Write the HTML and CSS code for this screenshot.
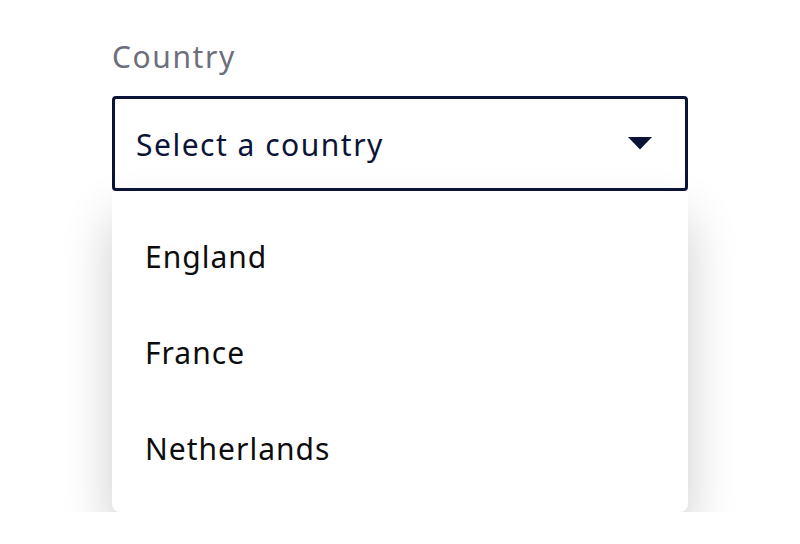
FILE: index.html
```html
<!DOCTYPE html>
<html lang="en">
<head>
<meta charset="utf-8">
<title>Country select</title>
<link rel="stylesheet" href="styles.css">
</head>
<body>
  <div class="field">
    <div class="label">Country</div>
    <div class="select">
      <span class="select-text">Select a country</span>
      <svg class="caret" width="24" height="13" viewBox="0 0 24 13" aria-hidden="true">
        <path d="M0 0 H24 L12 12.5 Z" fill="#0b1438"/>
      </svg>
    </div>
    <ul class="menu">
      <li class="option">England</li>
      <li class="option">France</li>
      <li class="option">Netherlands</li>
    </ul>
  </div>
</body>
</html>
```
FILE: styles.css
```css
html, body {
  margin: 0;
  padding: 0;
  background: #ffffff;
}
body {
  font-family: "Noto Sans", "Open Sans", sans-serif;
  padding: 37px 0 0 112px;
}
.field {
  width: 576px;
}
.label {
  font-size: 30px;
  line-height: 40px;
  color: #6c6f7c;
  letter-spacing: 1.6px;
  margin-bottom: 19px;
}
.select {
  box-sizing: border-box;
  height: 95px;
  border: 3px solid #0b1438;
  border-radius: 4px;
  display: flex;
  align-items: center;
  justify-content: space-between;
  padding: 1px 33px 0 21px;
}
.select-text {
  font-size: 30px;
  color: #0b1438;
  letter-spacing: 1.5px;
}
.caret {
  display: block;
  margin-top: -1px;
}
.menu {
  list-style: none;
  margin: 0;
  padding: 17px 0 16px;
  background: #ffffff;
  border-radius: 0 0 8px 8px;
  box-shadow: 0 26px 50px rgba(0, 0, 0, 0.2);
}
.option {
  height: 96px;
  display: flex;
  align-items: center;
  padding-left: 33px;
  font-size: 30px;
  color: #0d0d0d;
  letter-spacing: 1px;
}
```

• _WHAT THE EXERCISE ASKS_:
Take the listing above and restate it word for word, without its pictures.

• _RESPONSE TO THIS EXERCISE_:
Write the HTML and CSS code for this screenshot.
FILE: index.html
```html
<!DOCTYPE html>
<html lang="en">
<head>
<meta charset="utf-8">
<title>Country select</title>
<link rel="stylesheet" href="styles.css">
</head>
<body>
  <div class="field">
    <div class="label">Country</div>
    <div class="select">
      <span class="select-text">Select a country</span>
      <svg class="caret" width="24" height="13" viewBox="0 0 24 13" aria-hidden="true">
        <path d="M0 0 H24 L12 12.5 Z" fill="#0b1438"/>
      </svg>
    </div>
    <ul class="menu">
      <li class="option">England</li>
      <li class="option">France</li>
      <li class="option">Netherlands</li>
    </ul>
  </div>
</body>
</html>
```
FILE: styles.css
```css
html, body {
  margin: 0;
  padding: 0;
  background: #ffffff;
}
body {
  font-family: "Noto Sans", "Open Sans", sans-serif;
  padding: 37px 0 0 112px;
}
.field {
  width: 576px;
}
.label {
  font-size: 30px;
  line-height: 40px;
  color: #6c6f7c;
  letter-spacing: 1.6px;
  margin-bottom: 19px;
}
.select {
  box-sizing: border-box;
  height: 95px;
  border: 3px solid #0b1438;
  border-radius: 4px;
  display: flex;
  align-items: center;
  justify-content: space-between;
  padding: 1px 33px 0 21px;
}
.select-text {
  font-size: 30px;
  color: #0b1438;
  letter-spacing: 1.5px;
}
.caret {
  display: block;
  margin-top: -1px;
}
.menu {
  list-style: none;
  margin: 0;
  padding: 17px 0 16px;
  background: #ffffff;
  border-radius: 0 0 8px 8px;
  box-shadow: 0 26px 50px rgba(0, 0, 0, 0.2);
}
.option {
  height: 96px;
  display: flex;
  align-items: center;
  padding-left: 33px;
  font-size: 30px;
  color: #0d0d0d;
  letter-spacing: 1px;
}
```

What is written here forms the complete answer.